All of this burden would be placed on the backs of what the President calls “our most vulnerable citizens”—children—for at most $24 billion in savings over ten years. The payroll tax extension is expected to cost $120 billion. Just a .2 percent surtax on millionaires could raise as much dough as the child tax increase—a 1.9 percent surtax on them would generate $155 billion over ten years. But what fun is that when you can demonize the poor, immigrants and undocumented workers in one fell swoop?
According to people close to House-Senate negotiations, this bill has a shot at becoming the law of the land. “It’s my sense that the Democratic Leadership is preparing to sell out on the issue to get a compromise,” one senior House staffer told me.
Stand up for kids in poverty, Latinos, immigrants, families and an America that doesn’t pile onto those already bearing the heaviest load—here.
Food for Learning
Extensive research demonstrates strong links between eating school breakfast and dietary, health, and education outcomes for children and adolescents. So a new report from Food Research and Action Center (FRAC) showing that less than half (48 percent) of low-income children receiving school lunch also receive school breakfast is worth paying attention to.
“This is as much an academic excellence program as it is an anti-hunger program,” said FRAC president Jim Weill. “And states and schools that want to get serious about increasing breakfast participation have to get serious about implementing breakfast in the classroom.”
A common factor for states with high participation rates—like New Mexico, South Carolina, Vermont and the District of Columbia which all serve breakfast to at least 60 percent of the students who receive school lunch—is that many of the schools in those states operate “breakfast in the classroom” programs. These programs allow students to eat breakfast in their classrooms at the beginning of the school day or early in the day. States not doing such a great job—and Nevada, home of Saturday’s Republican caucus, is the worst with just 33 percent of low-income kids who participate in the lunch program also receiving breakfast—don’t have strong breakfast in the classroom programs.

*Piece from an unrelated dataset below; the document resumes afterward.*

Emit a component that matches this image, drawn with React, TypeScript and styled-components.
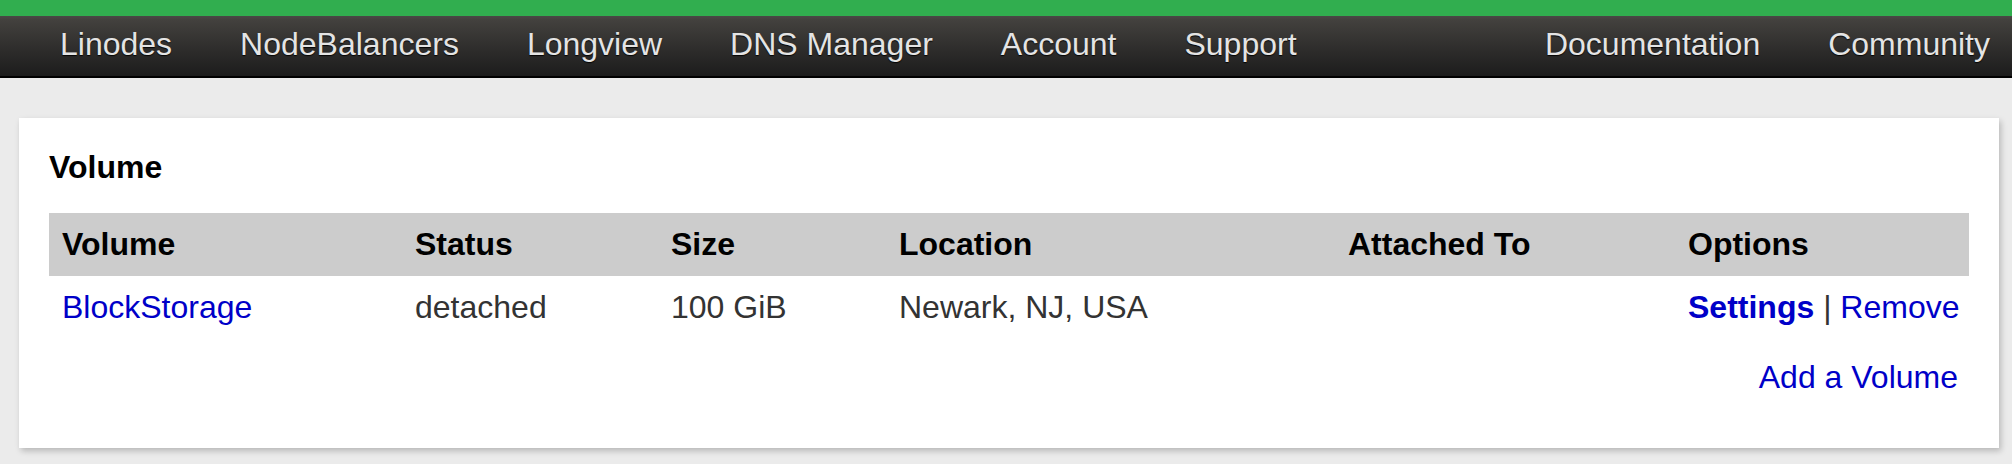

Traditional, cafeteria-served breakfast before school has a lot of problems: buses and cars arrive late—especially in urban transit; the thirty-cent co-payment is too high for some families; there is a stigma of heading to the cafeteria for a meal for “poor kids.” Breakfast in the classroom avoids these obstacles and can save money on cafeteria operations too boot.
If states could reach 60 percent participation, FRAC estimates 2.4 million more low-income children would be added to the breakfast program and states would receive an additional $583 million in child nutrition funding.
Who Will Benefit From the Recovery?
Los Angeles County transportation officials announced that for major transit and road projects, “project labor agreements” (PLAs) will ensure that 40 percent of the hours go to people who live in economically disadvantaged communities, and 10 percent of that work is reserved for people “suffering from homelessness, chronic unemployment, or other challenges.”
According to the Los Angeles Times, this will lead to “significant” opportunities for disadvantaged workers, since the plan is to spend “tens of billions of dollars in the years ahead” on subway, highway, light rail, and commuter rail projects. Supervisor Mark Ridley, board member of the LA County Metro Transit Authority, noted that these are “highly skilled union jobs that lead to a middle-class lifestyle” and the PLAs should be “a model for the rest of the nation.”
This good news comes none too soon for California construction workers who had a 27 percent unemployment rate in 2010.
Margaret Simms, Institute fellow and director of Urban Institute’s Low-Income Working Families project, praises the effort for trying to help construction workers and also economically disadvantaged people for whom “joblessness is a constant problem,” not just in a recession. She adds a word of caution, however.
“If these are union jobs, efforts need to be made to provide access to union membership for these potential workers,” she told me.
Fun With Mitt
Mitt reveals a problem he has with multi-tasking—“you can choose where to focus: you can focus on the rich, you can focus on the very poor, my focus is on middle-income Americans”—and also a problem with poor people.
Mitt equates concerns about economic inequality and social mobility with preferring China, Russia, Cuba or North Korea over America.
What will Mitt do next? Please offer your predictions in comments below.
GOP Contenders, on to Nevada
144, 204 or 22% of all children are poor (less than $18,530 for a family of three).
65,642 or 10% of children live in extreme poverty (less than $9300 for family of three).
27,680 adults and children receive cash assistance (TANF).
$383 is maximum monthly TANF cash assistance for family of three.